**Problem:**
Pick out and copy every line below that has the word "React".

**Source data:**
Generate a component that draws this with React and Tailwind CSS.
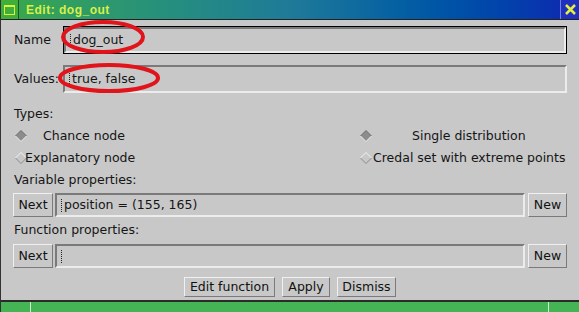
import React from "react";

const font = { fontFamily: '"DejaVu Sans", "Liberation Sans", sans-serif' };

function Diamond({ on }) {
  return (
    <svg width="12" height="12" viewBox="0 0 12 12" className="shrink-0">
      <polygon points="6,0.5 11.5,6 6,11.5 0.5,6" fill={on ? "#8c8c8c" : "#c8c8c8"} />
      <polyline points="0.5,6 6,0.5 11.5,6" fill="none" stroke={on ? "#6a6a6a" : "#f2f2f2"} strokeWidth="1" />
      <polyline points="0.5,6 6,11.5 11.5,6" fill="none" stroke={on ? "#eeeeee" : "#8a8a8a"} strokeWidth="1" />
    </svg>
  );
}

function Btn({ children, className = "" }) {
  return (
    <div className={`flex items-center justify-center bg-[#c8c8c8] border border-t-[#f0f0f0] border-l-[#f0f0f0] border-r-[#7a7a7a] border-b-[#7a7a7a] text-[#111] ${className}`}>
      {children}
    </div>
  );
}

function Field({ children, className = "", focused }) {
  return (
    <div className={`flex items-center bg-[#c8c8c8] ${focused ? "border border-black" : ""} ${className}`}>
      <div className="flex-1 h-full flex items-center border-2 border-t-[#7a7a7a] border-l-[#7a7a7a] border-r-[#ececec] border-b-[#ececec] pl-[4px]">
        {children}
      </div>
    </div>
  );
}

function Caret() {
  return <span className="inline-block w-[1px] h-[13px] border-l border-dotted border-[#222] mr-[2px]" />;
}

export default function App() {
  return (
    <div className="w-[579px] h-[312px] flex flex-col bg-[#c8c8c8] text-[12.5px] text-[#151515] overflow-hidden border-l border-[#333]" style={font}>
      {/* title bar */}
      <div className="h-[20px] flex items-stretch bg-gradient-to-r from-[#3aa848] via-[#1f7a98] to-[#1024b0] border-b border-[#222]">
        <div className="w-[18px] flex items-center justify-center bg-[#3fae3a] border-r border-[#1a5a20]">
          <div className="w-[11px] h-[10px] border border-[#d8f040] border-t-2" />
        </div>
        <div className="pl-[7px] flex items-center font-bold text-[#d8f048] text-[12px] tracking-[0.5px]" style={{ fontFamily: '"Liberation Sans", sans-serif' }}>
          Edit: dog_out
        </div>
        <div className="flex-1" />
        <div className="w-[19px] flex items-center justify-center bg-[#1f30c0] border-l border-[#7080e0]">
          <svg width="13" height="13" viewBox="0 0 13 13">
            <path d="M2 2 L11 11 M11 2 L2 11" stroke="#e4f040" strokeWidth="2.5" />
          </svg>
        </div>
      </div>

      {/* body */}
      <div className="flex-1 flex flex-col px-[12px] relative">
        <div className="h-[6px] shrink-0" />
        <div className="h-[28px] flex items-center">
          <div className="w-[50px] pl-[1px]">Name</div>
          <Field focused className="flex-1 h-[28px]">
            <Caret />dog_out
          </Field>
        </div>
        <div className="h-[11px] shrink-0" />
        <div className="h-[28px] flex items-center">
          <div className="w-[50px] pl-[1px]">Values:</div>
          <Field className="flex-1 h-[28px]">
            <Caret />true, false
          </Field>
        </div>
        <div className="h-[10px] shrink-0" />
        <div className="h-[22px] flex items-center pl-[1px]">Types:</div>
        <div className="h-[22px] flex items-center">
          <div className="flex-1 flex items-center pl-[2px]">
            <Diamond on />
            <span className="ml-[16px]">Chance node</span>
          </div>
          <div className="w-[207px] flex items-center">
            <Diamond on />
            <span className="ml-[40px]">Single distribution</span>
          </div>
        </div>
        <div className="h-[22px] flex items-center">
          <div className="flex-1 flex items-center pl-[2px]">
            <Diamond />
            <span className="-ml-[2px]">Explanatory node</span>
          </div>
          <div className="w-[207px] flex items-center">
            <Diamond />
            <span className="ml-[1px]">Credal set with extreme points</span>
          </div>
        </div>
        <div className="h-[22px] flex items-center pl-[1px]">Variable properties:</div>
        <div className="h-[24px] flex items-center gap-[2px] mt-[2px]">
          <Btn className="w-[40px] h-[24px]">Next</Btn>
          <Field className="flex-1 h-[24px]">
            <Caret />position = (155, 165)
          </Field>
          <Btn className="w-[39px] h-[24px] ml-[1px]">New</Btn>
        </div>
        <div className="h-[26px] flex items-center pl-[1px]">Function properties:</div>
        <div className="h-[24px] flex items-center gap-[2px] mt-[1px]">
          <Btn className="w-[40px] h-[24px]">Next</Btn>
          <Field className="flex-1 h-[24px]">
            <Caret />
          </Field>
          <Btn className="w-[39px] h-[24px] ml-[1px]">New</Btn>
        </div>
        <div className="h-[9px] shrink-0" />
        <div className="flex justify-center gap-[7px]">
          <Btn className="w-[91px] h-[20px]">Edit function</Btn>
          <Btn className="w-[48px] h-[20px]">Apply</Btn>
          <Btn className="w-[59px] h-[20px]">Dismiss</Btn>
        </div>

        {/* red annotation ellipses */}
        <svg className="absolute left-0 top-0 pointer-events-none" width="579" height="100">
          <ellipse cx="102" cy="17" rx="40" ry="15" fill="none" stroke="#e0141a" strokeWidth="4" />
          <ellipse cx="108" cy="58" rx="49" ry="13" fill="none" stroke="#e0141a" strokeWidth="4" />
        </svg>
      </div>

      {/* bottom frame */}
      <div className="h-[12px] flex border-t-2 border-[#2a2a2a] bg-[#44b455]">
        <div className="w-[30px] border-r border-[#d0f0d0]" />
        <div className="flex-1 border-r border-[#d0f0d0]" />
        <div className="w-[30px]" />
      </div>
    </div>
  );
}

**Solution for this task:**
Generate a component that draws this with React and Tailwind CSS.
import React from "react";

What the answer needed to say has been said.